Every Sunday morning, the elementary school in Queens, like dozens more schools in New York City and thousands more nationwide, is transformed into a house of worship for a few hours.

There's no tally of how many churches, synagogues and mosques convert public school spaces into prayer places for the nominal cost of permits and promises to make no permanent changes in the school setting. What's clear is that there has been a steady rise in numbers as congregations find schools are available, affordable and accessible to families they want to reach.

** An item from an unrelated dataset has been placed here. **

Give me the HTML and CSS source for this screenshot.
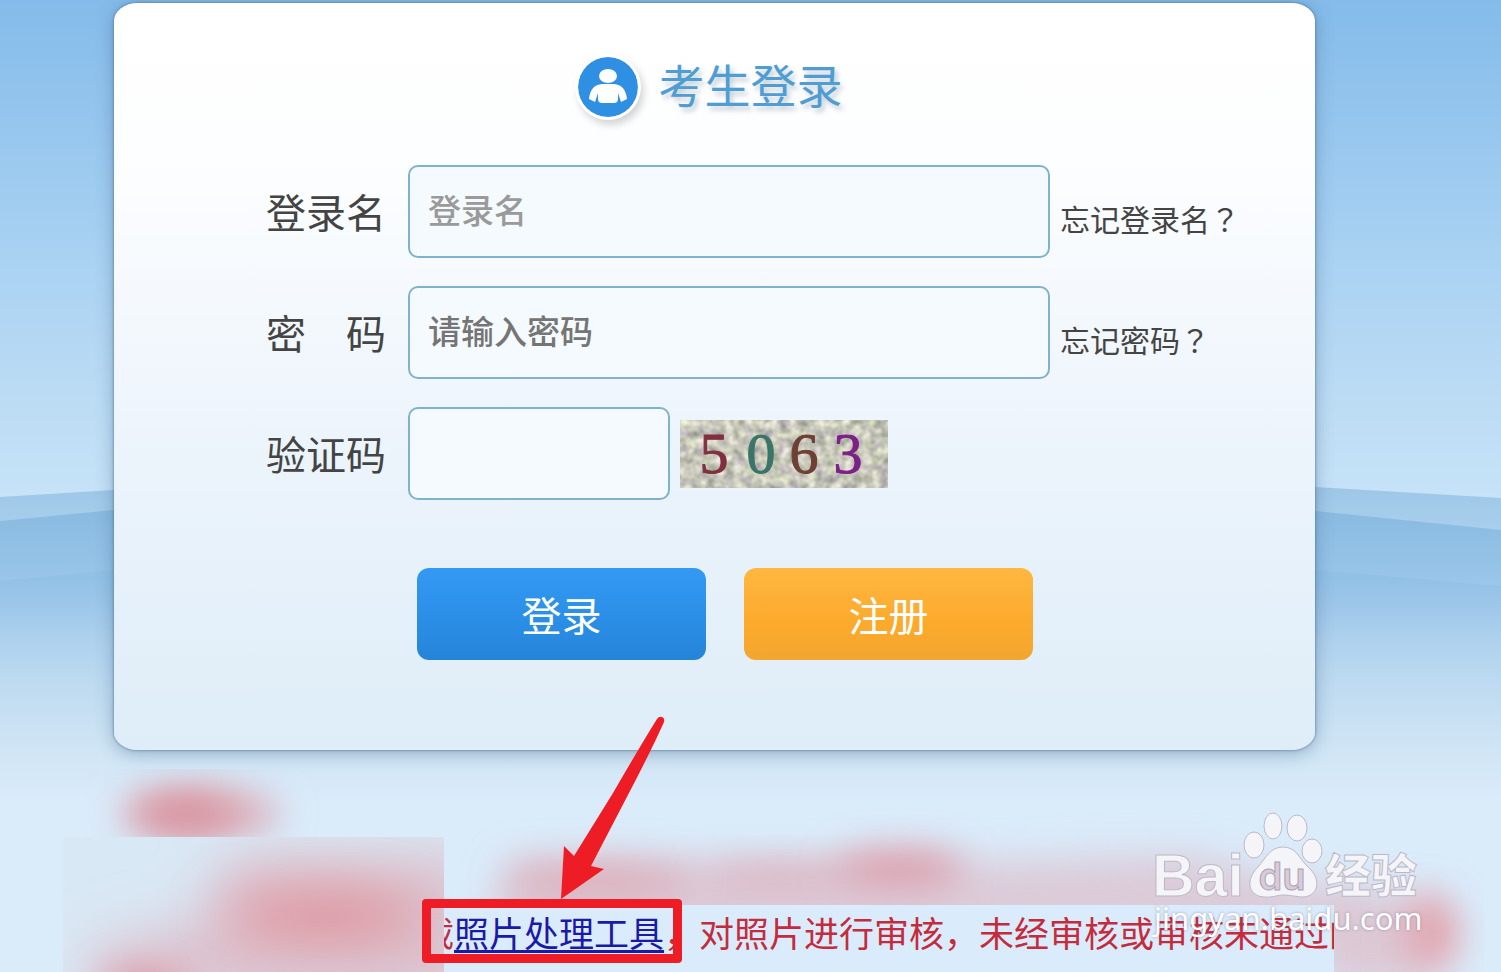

Critics, including some courts, are concerned that these arrangements are an unconstitutional entanglement of church and state. They say these bargain permits effectively subsidize religious congregations who would have to pay steeply higher prices on the open market. They also note that the practice appears to favor Christian groups, which worship on Sundays — when school spaces are most often available.

To read more and to view the video, click here.

I have been sojourning with churches that meet for worship in non-traditional settings since 2001. I have worshipped in the conference room of a maritime museum, in a fire station, the dining area of a cafe, the banquet room of an university student center, and a movie theater in the same center. It is not my first time worshiping in non-traditional settings, having worshipped in a tennis club, a storefront, and a school gymnasium in the 1980s. My mother and her parents were members of a congregation that worshipped in a Quonset hut when I was an infant. When you worship in non-traditional settings, it reinforces the perception that the church is not a building but a people, which is what the New Testament teaches. This teaching is often lost on congregations that worship in a traditional setting.

"Church in a box" is challenging. However, you learn to travel light, and focus upon what is essential to being Christ's Church in the twenty-first century.